Non a caso, rispetto agli indicatori DESI, i servizi online della Pubblica amministrazione registrano il miglioramento maggiore perché c’è un modello di riferimento vincente, che ha portato dal successo del progetto ANPR, al quale sono ormai associati tutti i dati anagrafici dei cittadini di tutti i comuni italiani, alla piattaforma PagoPa, all’interfaccia con i cittadini dell’app Io, con un sempre maggior numero di enti e amministrazioni connessi alla piattaforma e di cittadini che accedono ai servizi.
Quale modello per le infrastrutture a banda larga?
Per le infrastrutture di telecomunicazioni purtroppo questo modello non esiste.
I fondi europei per la realizzazione della infrastruttura di rete per la BUL si stanno spendendo fin dal 2007, soprattutto nelle regioni meridionali, tanto è vero che i territori del Sud sono tutti ben infrastrutturati, ma proprio qui registriamo il livello più basso di domanda e di contratti per la fibra.
Il primo investimento prevedeva l’intervento diretto di Infratel per stendere nelle aree più bianche la fibra spenta, senza nessun intervento né responsabilizzazione degli operatori perché questa fibra fosse accesa.
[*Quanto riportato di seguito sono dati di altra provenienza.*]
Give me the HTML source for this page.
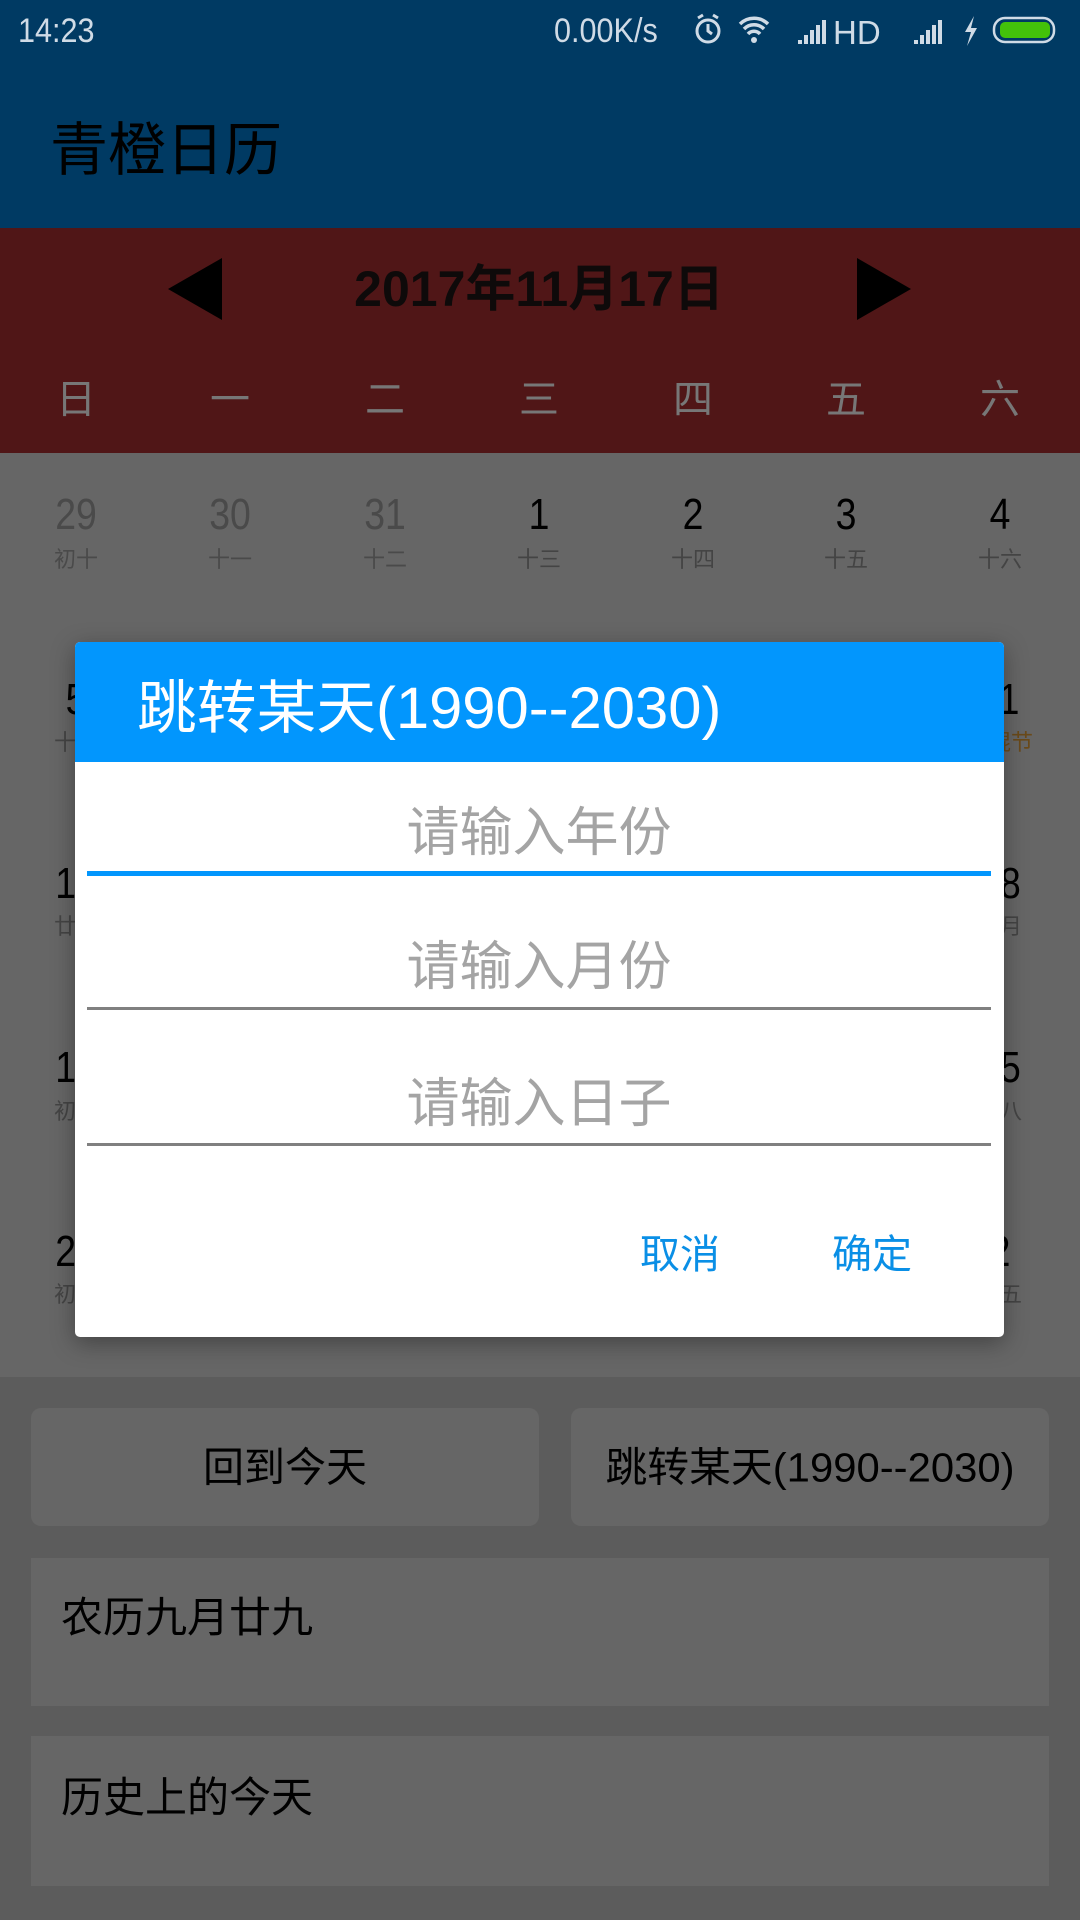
<!DOCTYPE html>
<html><head><meta charset="utf-8"><style>
*{margin:0;padding:0;box-sizing:border-box}
body{width:1080px;height:1920px;position:relative;overflow:hidden;background:#5c5c5c;font-family:"Liberation Sans","Noto Sans CJK SC",sans-serif}
.abs{position:absolute}
.c{position:absolute;transform:translate(-50%,-50%);white-space:nowrap;line-height:1}
.n{font-size:44px;transform:translate(-50%,-50%) scaleX(.85)}
</style></head><body>
<div class="abs" style="left:0;top:0;width:1080px;height:228px;background:#003a63"></div>
<div class="abs" style="left:18px;top:12px;color:#d0dbe6;font-size:34px;transform:scaleX(.9);transform-origin:left">14:23</div>
<div class="abs" style="left:554px;top:12px;color:#d0dbe6;font-size:34px;transform:scaleX(.9);transform-origin:left">0.00K/s</div>
<svg class="abs" style="left:690px;top:12px" width="400" height="36" viewBox="0 0 400 36">
<circle cx="18" cy="19" r="11" fill="none" stroke="#d0dbe6" stroke-width="3"/><path d="M18 12v7l4 3M8 6l5-3M28 6l-5-3" stroke="#d0dbe6" stroke-width="3" fill="none"/>
<path d="M50 12a20 20 0 0 1 28 0M54 17a14 14 0 0 1 20 0M58 22a8 8 0 0 1 12 0" stroke="#d0dbe6" stroke-width="3.5" fill="none"/><circle cx="64" cy="28" r="3" fill="#d0dbe6"/>
<path d="M108 32h4v-4h-4zM114 32h4v-9h-4zM120 32h4v-14h-4zM126 32h4v-19h-4zM132 32h4v-24h-4z" fill="#d0dbe6"/>
<text x="143" y="32" fill="#d0dbe6" font-size="33" font-family="Liberation Sans">HD</text>
<path d="M224 32h4v-4h-4zM230 32h4v-9h-4zM236 32h4v-14h-4zM242 32h4v-19h-4zM248 32h4v-24h-4z" fill="#d0dbe6"/>
<path d="M284 4l-9 16h6l-4 14 10-18h-6z" fill="#d0dbe6"/>
<rect x="304" y="6" width="60" height="24" rx="11" fill="none" stroke="#d0dbe6" stroke-width="2.5"/><rect x="310" y="10" width="50" height="16" rx="5" fill="#43c20a"/>
</svg>
<div class="abs" style="left:50px;top:122px;font-size:58px;color:#000;line-height:1">青橙日历</div>
<div class="abs" style="left:0;top:228px;width:1080px;height:225px;background:#501617"></div>
<svg class="abs" style="left:166px;top:255px" width="60" height="68"><path d="M56 3L2 34l54 31z" fill="#000"/></svg>
<svg class="abs" style="left:855px;top:255px" width="60" height="68"><path d="M2 3l54 31L2 65z" fill="#000"/></svg>
<div class="c" style="left:539px;top:289px;font-size:50px;font-weight:bold;color:#0e0a0a">2017年11月17日</div>
<div class="c" style="left:76px;top:400px;font-size:40px;color:#777">日</div>
<div class="c" style="left:230px;top:400px;font-size:40px;color:#777">一</div>
<div class="c" style="left:385px;top:400px;font-size:40px;color:#777">二</div>
<div class="c" style="left:539px;top:400px;font-size:40px;color:#777">三</div>
<div class="c" style="left:693px;top:400px;font-size:40px;color:#777">四</div>
<div class="c" style="left:846px;top:400px;font-size:40px;color:#777">五</div>
<div class="c" style="left:1000px;top:400px;font-size:40px;color:#777">六</div>
<div class="abs" style="left:0;top:453px;width:1080px;height:924px;background:#666"></div>
<div class="c n" style="left:76px;top:515px;color:#4a4a4a">29</div><div class="c" style="left:76px;top:560px;font-size:22px;color:#4a4a4a">初十</div>
<div class="c n" style="left:230px;top:515px;color:#4a4a4a">30</div><div class="c" style="left:230px;top:560px;font-size:22px;color:#4a4a4a">十一</div>
<div class="c n" style="left:385px;top:515px;color:#4a4a4a">31</div><div class="c" style="left:385px;top:560px;font-size:22px;color:#4a4a4a">十二</div>
<div class="c n" style="left:539px;top:515px;color:#000">1</div><div class="c" style="left:539px;top:560px;font-size:22px;color:#444">十三</div>
<div class="c n" style="left:693px;top:515px;color:#000">2</div><div class="c" style="left:693px;top:560px;font-size:22px;color:#444">十四</div>
<div class="c n" style="left:846px;top:515px;color:#000">3</div><div class="c" style="left:846px;top:560px;font-size:22px;color:#444">十五</div>
<div class="c n" style="left:1000px;top:515px;color:#000">4</div><div class="c" style="left:1000px;top:560px;font-size:22px;color:#444">十六</div>
<div class="c n" style="left:76px;top:700px;color:#000">5</div><div class="c" style="left:76px;top:743px;font-size:22px;color:#444">十七</div>
<div class="c n" style="left:1000px;top:700px;color:#000">11</div><div class="c" style="left:1000px;top:743px;font-size:22px;color:#6a4a1a">光棍节</div>
<div class="c n" style="left:76px;top:884px;color:#000">12</div><div class="c" style="left:76px;top:927px;font-size:22px;color:#444">廿四</div>
<div class="c n" style="left:1000px;top:884px;color:#000">18</div><div class="c" style="left:1000px;top:927px;font-size:22px;color:#444">十月</div>
<div class="c n" style="left:76px;top:1068px;color:#000">19</div><div class="c" style="left:76px;top:1112px;font-size:22px;color:#444">初二</div>
<div class="c n" style="left:1000px;top:1068px;color:#000">25</div><div class="c" style="left:1000px;top:1112px;font-size:22px;color:#444">初八</div>
<div class="c n" style="left:76px;top:1252px;color:#000">26</div><div class="c" style="left:76px;top:1295px;font-size:22px;color:#444">初九</div>
<div class="c n" style="left:1000px;top:1252px;color:#000">2</div><div class="c" style="left:1000px;top:1295px;font-size:22px;color:#444">十五</div>

<div class="abs" style="left:31px;top:1408px;width:508px;height:118px;background:#666;border-radius:10px"></div>
<div class="c" style="left:285px;top:1468px;font-size:41px;color:#000">回到今天</div>
<div class="abs" style="left:571px;top:1408px;width:478px;height:118px;background:#666;border-radius:10px"></div>
<div class="c" style="left:810px;top:1468px;font-size:41px;color:#000;transform:translate(-50%,-50%) scaleX(1.02)">跳转某天(1990--2030)</div>
<div class="abs" style="left:31px;top:1558px;width:1018px;height:148px;background:#666"></div>
<div class="abs" style="left:61px;top:1597px;font-size:42px;color:#000;line-height:1">农历九月廿九</div>
<div class="abs" style="left:31px;top:1736px;width:1018px;height:150px;background:#666"></div>
<div class="abs" style="left:61px;top:1777px;font-size:42px;color:#000;line-height:1">历史上的今天</div>

<div class="abs" style="left:75px;top:642px;width:929px;height:695px;background:#fff;border-radius:5px;overflow:hidden;box-shadow:0 6px 24px rgba(0,0,0,.35)">
<div class="abs" style="left:0;top:0;width:929px;height:120px;background:#0296fd"></div>
<div class="abs" style="left:62px;top:38px;font-size:58px;color:#fff;line-height:1;white-space:nowrap;transform:scaleX(1.03);transform-origin:left">跳转某天(1990--2030)</div>
<div class="c" style="left:464px;top:191px;font-size:53px;color:#a4a4a4">请输入年份</div>
<div class="abs" style="left:12px;top:229px;width:904px;height:5px;background:#0296fd"></div>
<div class="c" style="left:464px;top:325px;font-size:53px;color:#a4a4a4">请输入月份</div>
<div class="abs" style="left:12px;top:365px;width:904px;height:3px;background:#808080"></div>
<div class="c" style="left:464px;top:462px;font-size:53px;color:#a4a4a4">请输入日子</div>
<div class="abs" style="left:12px;top:501px;width:904px;height:3px;background:#808080"></div>
<div class="c" style="left:605px;top:613px;font-size:40px;color:#0a8fe6">取消</div>
<div class="c" style="left:797px;top:613px;font-size:40px;color:#0a8fe6">确定</div>
</div>
</body></html>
Poi c’è stato il cosiddetto modello BUL SUD, un modello a contributo pubblico sull’investimento, che è stato finora il più efficace, perché l’operatore che vinceva la gara doveva anche portare la connessione effettiva.
Infine, dal 2014 i bandi sono stati fatti in base al cosiddetto modello a concessione, basato su un’offerta wholesale-only, che, aldilà dei ritardi nella realizzazione delle opere, ha mostrato tutti i limiti dell’approccio wholesale-only che ancora una volta non responsabilizza gli operatori nelle aree bianche e lascia i cittadini senza connettività effettiva.
Conclusioni
Sono dunque convinta che, prima ancora di entrare nel merito tecnico dell’articolato del bando da 3,7 miliardi, ci si dovrebbe interrogare sull’efficacia di questo ulteriore investimento di finanza pubblica al fine del conseguimento del risultato al quale lo stesso Ministro Colao tende: l’effettiva connettività ad almeno 1 Gigabit al secondo non in termini di copertura del territorio, ma di servizio erogato a tutti i cittadini, che non è differenza da poco.
Nelle regioni del Sud, infatti, è la connettività effettiva a essere urgente e necessaria e non la fibra spenta. Per esempio, la Calabria, regione di cui conosco molto bene l’effettivo sviluppo digitale, avrà grazie al PNRR, oltre 600 milioni di ulteriori investimenti, senza però capire come si misurano i risultati da raggiungere.
Il PNRR nasce per assolvere a una funzione precisa, che non è solo quella di spendere soldi, per lo più a debito, ma soprattutto nel campo del digitale dovrebbe servire a dare risposta ai bisogni della popolazione, con ricadute nella vita reale ed è proprio su questo che sarebbero necessarie indicazioni precise.